Song by Brian Wilson

from the album No Pier Pressure
- Released: April 7, 2015
- Genre: Soft rock
- Length: 4:36
- Label: Capitol
- Songwriters: Brian Wilson; Joe Thomas;
- Producers: Brian Wilson; Joe Thomas;

= The Last Song (Brian Wilson song) =

"The Last Song" is a song written by Brian Wilson and Joe Thomas and is the closing track of No Pier Pressure, Wilson's final studio album of new material. The song was originally planned to feature Lana Del Rey, though she eventually backed out, leaving Wilson to perform the song solo.

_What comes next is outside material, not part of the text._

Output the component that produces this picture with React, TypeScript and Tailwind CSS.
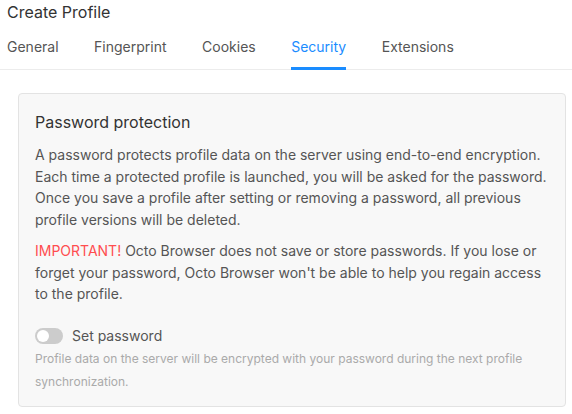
export default function App() {
  const tabs = ["General", "Fingerprint", "Cookies", "Security", "Extensions"];
  return (
    <div className="w-[572px] h-[414px] bg-white overflow-hidden" style={{ fontFamily: "Inter, 'Noto Sans', sans-serif" }}>
      <div className="pl-[7px] pt-[2px] text-[16px] leading-[20px] text-[#333333]">Create Profile</div>
      <div className="mt-[11px] flex gap-[35.5px] pl-[7px] border-b border-[#ececec] h-[37px]">
        {tabs.map((t) => (
          <div key={t} className={"relative text-[14px] leading-[20px] pt-[4px] " + (t === "Security" ? "text-[#1a8cff]" : "text-[#555555]")}>
            {t}
            {t === "Security" && <div className="absolute left-0 right-0 bottom-[-1px] h-[3px] bg-[#1a8cff]" />}
          </div>
        ))}
      </div>
      <div className="ml-[18px] w-[548px] mt-[23px] h-[314px] rounded-[4px] border border-[#e3e3e3] bg-[#f8f8f8] px-[16px] pt-[18px]">
        <div className="text-[16px] leading-[20px] text-[#333333]">Password protection</div>
        <p className="mt-[12px] text-[14px] leading-[21.5px] text-[#555555]">
          A password protects profile data on the server using end-to-end encryption. Each time a protected profile is launched, you will be asked for the password. Once you save a profile after setting or removing a password, all previous profile versions will be deleted.
        </p>
        <p className="mt-[10px] text-[14px] leading-[21.5px] text-[#555555]">
          <span className="text-[#ff4d4f]">IMPORTANT!</span> Octo Browser does not save or store passwords. If you lose or forget your password, Octo Browser won't be able to help you regain access to the profile.
        </p>
        <div className="mt-[21px] flex items-center gap-[9px]">
          <div className="w-[28px] h-[16px] rounded-full bg-[#cccccc] relative">
            <div className="absolute left-[2px] top-[2px] w-[12px] h-[12px] rounded-full bg-white" />
          </div>
          <span className="text-[14px] leading-[20px] text-[#555555]">Set password</span>
        </div>
        <p className="mt-[1px] text-[12px] leading-[23px] text-[#aaaaaa]">
          Profile data on the server will be encrypted with your password during the next profile synchronization.
        </p>
      </div>
    </div>
  );
}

The song received critical acclaim from critics, who praised its "elegiac" melody and harmonies and generally considered it Wilson's best song on the album.

==Composition==
"The Last Song" was written to be the centerpiece of No Pier Pressure. Co-producer Joe Thomas recounted that the song was originally about love that was lost, "[b]ut after the tour fell apart it became more about a missed opportunity for Brian and [the other Beach Boys] to ride into the sunset together."

==Critical reception==
Michael Hann of The Guardian considered "The Last Song" as the best song on No Pier Pressure, stating that it "sounds like Wilson is reflecting on his former group, and acknowledging that his career is at an end... over a wonderful arrangement and a desperately sad melody." Will Hermes of Rolling Stone magazine deemed the song as the album's "old-school pinnacle", with "Wilson’s voice, alone and shipwrecked, [rising] above a bed of piano and strings, ghostly harmony vocals flickering around him". Stacey Anderson of Pitchfork Media felt it was fortunate that Lana Del Rey dropped out from the song, as "[i]t’s the autonomous note Wilson deserves to end on, a lovely, bittersweet swath of the elegiac strings and gilded harmonies he perfected in his youth."

Neil McCormick of The Telegraph assessed that though the album's other songs were not able to reach the quality of Wilson's great compositions from the past, "the gorgeous, elegiac album closer The Last Song is a reminder that Wilson set the bar particularly high." McCormick added that "If this really is the Last Song, the Beach Boy can bow out with head held high."